We seem to be invoking the phrase “end of an era” with increasing frequency. Whether it’s in reference to the shattering of the All Blacks veneer of invincibility or anticipating the impact of Brexit, there’s a tendency in times of social instability to seek refuge in the safety of more predictable times.
Perhaps this is why there was such an outpouring of nostalgia and warm hearted appreciation when it was announced last week that former BBC newsreader, Richard Baker, had died aged 93.
Baker, who introduced the first bulletin to be broadcast on BBC television, reportedly ended his days entertaining fellow residents at his retirement home.
He would, according to the BBC’s own obituary, read all the newspapers and cut out the interesting headlines. Then, at Six O’clock, he would read them aloud to his companions over supper.
Baker was, of course, the product of an era when the authority and objectivity of BBC journalists was rarely challenged. A man from a modest background (his father was a plasterer) he actually enjoyed richly varied broadcasting career.
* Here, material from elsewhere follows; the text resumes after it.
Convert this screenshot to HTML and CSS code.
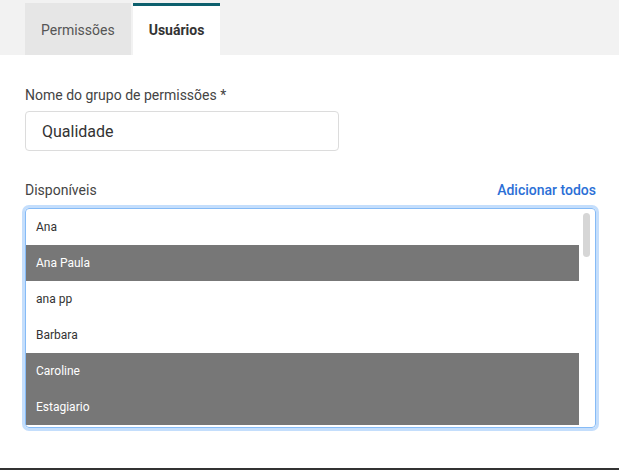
FILE: index.html
```html
<!DOCTYPE html>
<html lang="pt">
<head>
<meta charset="utf-8">
<title>Grupo de permissões</title>
<link rel="stylesheet" href="styles.css">
</head>
<body>
<div class="page">
  <nav class="tabs">
    <div class="tab">Permissões</div>
    <div class="tab active">Usuários</div>
  </nav>
  <main class="content">
    <label class="label" for="nome">Nome do grupo de permissões *</label>
    <input id="nome" class="input" type="text" value="Qualidade">
    <div class="list-head">
      <span class="label-inline">Disponíveis</span>
      <a class="link">Adicionar todos</a>
    </div>
    <div class="listbox">
      <div class="items">
        <div class="item">Ana</div>
        <div class="item selected">Ana Paula</div>
        <div class="item">ana pp</div>
        <div class="item">Barbara</div>
        <div class="item selected">Caroline</div>
        <div class="item selected">Estagiario</div>
      </div>
      <div class="scrolltrack"><div class="thumb"></div></div>
    </div>
  </main>
  <div class="spacer"></div>
  <div class="bottom-line"></div>
</div>
</body>
</html>
```
FILE: styles.css
```css
* { box-sizing: border-box; }
html, body { margin: 0; padding: 0; }
body {
  font-family: Roboto, "Liberation Sans", Arial, sans-serif;
  color: #333;
  background: #fff;
}
.page {
  height: 470px;
  display: flex;
  flex-direction: column;
  overflow: hidden;
}
.tabs {
  height: 55px;
  background: #f2f2f2;
  display: flex;
  align-items: flex-end;
  padding-left: 25px;
  gap: 2px;
}
.tab {
  height: 52px;
  padding: 0 16px;
  border-top: 3px solid #e6e6e6;
  background: #e6e6e6;
  font-size: 14px;
  color: #555;
  display: flex;
  align-items: center;
  padding-bottom: 1px;
}
.tab.active {
  background: #fff;
  border-top-color: #0c5f6d;
  color: #333;
  font-weight: 700;
}
.content {
  padding: 30px 23px 0 25px;
  display: flex;
  flex-direction: column;
}
.label {
  font-size: 14px;
  line-height: 20px;
  color: #444;
  margin-bottom: 6px;
}
.input {
  width: 314px;
  height: 40px;
  border: 1px solid #dcdcdc;
  border-radius: 4px;
  padding: 0 16px;
  font-family: inherit;
  font-size: 16px;
  color: #333;
  outline: none;
}
.list-head {
  margin-top: 29px;
  display: flex;
  justify-content: space-between;
  align-items: center;
  line-height: 20px;
  font-size: 14px;
}
.label-inline { color: #444; }
.link {
  color: #2b6fd6;
  font-weight: 500;
  cursor: pointer;
}
.listbox {
  margin-top: 8px;
  height: 220px;
  border: 1px solid #86bbf6;
  border-radius: 4px;
  box-shadow: 0 0 0 3px #c4defc;
  display: flex;
  overflow: hidden;
}
.items {
  flex: 1;
  overflow: hidden;
}
.scrolltrack {
  width: 16px;
  padding: 4px 5px 0 4px;
}
.thumb {
  width: 7px;
  height: 44px;
  border-radius: 4px;
  background: #d6d6d6;
}
.item {
  height: 36px;
  line-height: 36px;
  padding-left: 10px;
  font-size: 12px;
  color: #333;
}
.item.selected {
  background: #777;
  color: #fff;
}
.spacer { flex: 1; }
.bottom-line {
  height: 2px;
  background: #333;
}
```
He presented Radio 4’s Start the Week, These You Have Loved and Your Hundred Best Tunes. He also narrated the children’s television programmes, Mary, Mungo and Midge and Teddy Edwards.
But it was as a newsreader, along with his colleagues Kenneth Kendall and Robert Dougal, that Baker cemented his place in the nation’s consciousness. These were trusted, respected figures who were physical representations of the BBC’s reputation for honesty, decency and truth.
Whether or not you consider the BBC worthy of such a reputation is, in this case, beside the point. These were much more deferential times and the opportunities for dissent were severely limited.
I wonder if Huw Edwards or Fiona Bruce will be afforded the same respectful reverence when they (hopefully not for many, many years yet) utter their final “goodnights”?
It remains to be seen, because, as the newly released Ipsos Mori Veracity index reveals, though a healthy 62% of respondents replied ‘yes’ when asked if they trusted television newsreaders, that figure is down 5% on last year.
Which is interesting on a number of levels, especially when you consider that in the same survey journalists registered only 26% approval. As Michael Crick, the tenacious door stepping Political Correspondent of Channel 4 News put it on Twitter : who do the public think writes what the newsreaders read?
But though Crick was upbraided slightly by ITV newscaster Alastair Stewart, who not unreasonably pointed out that he wrote a fair bit of what he read, newsreaders are now seen in some circles as people who earn ridiculously large amounts of money for doing little more than reading out loud.
It is a view which, however unfair and untrue, is held by some of the people who were the faces of BBC news in the 1980’s. In 2005 Michael Buerk told an audience at the Hay-on-Wye literary festival that news reading is “the only job which actually requires no talent at all” whilst John Humphrys has been similarly disparaging, saying:
“Doing TV news reading is the easiest job I have ever done. You get a great deal of money, you have very little work to do and you don’t need a brain. “
These may be the views of entitled, opinionated men and their flippant comments certainly don’t seem to reflect the work of Edwards, Raworth or Bruce whose contracts with the BBC require that they do a lot more than simply read an autocue – which, as an obvious matter of fact, is a skill that does require a brain. As Edwards has put it:
“If you are a presenter, certainly on the BBC News Channel, you are a journalist who happens to be presenting, that’s how I put it. There’s a lot of writing and a lot of editorial activity before you get to the studio”.
As an audience we also measure the worth of news reader beyond their ability to articulate a script.
As I have written before in this fragmented, ever changing media environment of hyper information we need the “crafted bulletins” compiled by experts who provide a range of news. Edwards, Bruce or Jon Snow are recognisable figures and although the past few years have seen the decline of television as the single most widely used source of news, according to the most recent Ofcom report it’s still the most popular platform, used by 69% of adults. In that sense it about trust.
And what would it be like without them? We may not have wait too long to find out.
Earlier this month, at the fifth World Internet Conference in China, the world’s first artificial intelligence (AI) news presenters made their debuts. The anchors have male images with a voice, facial expressions and the actions of a real person. According to the New China News Agency they learn from live broadcasting videos and can read texts as naturally as a professional news anchor.
As technology writer Jeff Parsons wrote, these creepy, artificially intelligent broadcasters were created by superimposing lip movements and facial expressions along with computerised speech onto models of real people.
In an introductory video (available for all to see online) the audience is told by one of the digitised creations:
The development of the media industry calls for continuous innovation….. I will work tirelessly to keep you informed as texts will be typed into my system uninterrupted.
My goodness, whatever would Richard Baker think?